The history of South Africa's tortuous road to black majority rule in 1994 and the end of the oppressive Apartheid racial system of government can never be told without the mention of Winnie Madikizela-Mandela who died on April 2, 2018 at the age of 81. The ex-wife to Nelson Mandela, former South African President and the country's pioneer black leader was a fighter for most of her life, creating for herself a hallowed place in the pantheon of South Africa's liberation struggle. In spite of allegations of an extramarital affair, corruption and murder trials, Nomzamo Winifred Zanyiwe Madikizela remained a charming, intelligent, complex, fiery and eloquent personality whose international fame was inevitably linked to her marriage to the revered Nelson Mandela. Born in 1936 to a noble family of the Xhosaspeaking Pondo tribe in Transkei, Winnie's first name, Nomzamo - meaning "she who must endure trials" - was later to define her foremost role in fighting for black majority democratic rule in South Africa. Winnie commanded a natural constituency of her own among South Africa's poor and dispossessed, appealing to a broad segment of society. She was thrust into the limelight in 1964 when her husband was sentenced to life imprisonment on charges of treason. She was officially "banned" under draconian restrictions intended to make her a nonperson, unable to work, socialize, move freely or be quoted in the South African news media, while she raised their two daughters, Zenani and Zindziswa, alone.
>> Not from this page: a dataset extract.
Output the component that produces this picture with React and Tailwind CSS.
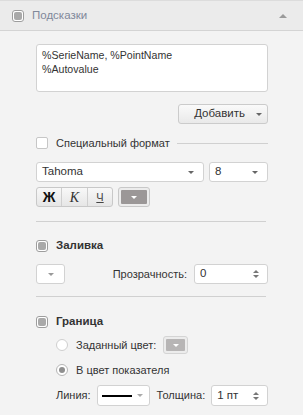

While Mandela was held on Robben Island off Cape Town where he spent most of his 27 years in jail, Madikizela- Mandela served as liaison for his followers who hungered for news about his thinking and well-being. In the May 1969 crackdown, Winnie was arrested and held for 17 months, 13 of them in solitary confinement during which she was beaten and tortured. "This changed me and brutalized me so much that I knew what it is to hate," she later wrote. After blacks rioted in the segregated Johannesburg township of Soweto in 1976, Madikizela-Mandela was again imprisoned without trial for five months. She was later banished to a township outside the conservative white town of Brandfort in Orange Free State. Much to the dislike of the authorities, her cramped home became a pilgrimage site for diplomats and sympathizers as well as foreign journalists. Madikizela- Mandela broke many of her restrictions, using whites-only public phones and refusing to patronize segregated counters at the local liquor store. She was at Mandela's side when he was finally released from prison in February 1990. At the former president's funeral in December 2013, Winnie stood by the coffin in mourning black outfit - though Mandela had married Graça Machel in 1998 - six years after separating from Madikizela-Mandela and two years after their divorce. After the first democratic election in 1994' Madikizela-Mandela became a parliamentarian and was later appointed Deputy Minister of Arts and Culture by President Nelson Mandela. Winnie has been an MP ever since' despite limited appearances in Parliament in recent years. In April 2016, President Jacob Zuma awarded Winnie Madikizela- Mandela one of the country's highest honours - the Order of Luthuli - for her contributions to the liberation struggle and democracy.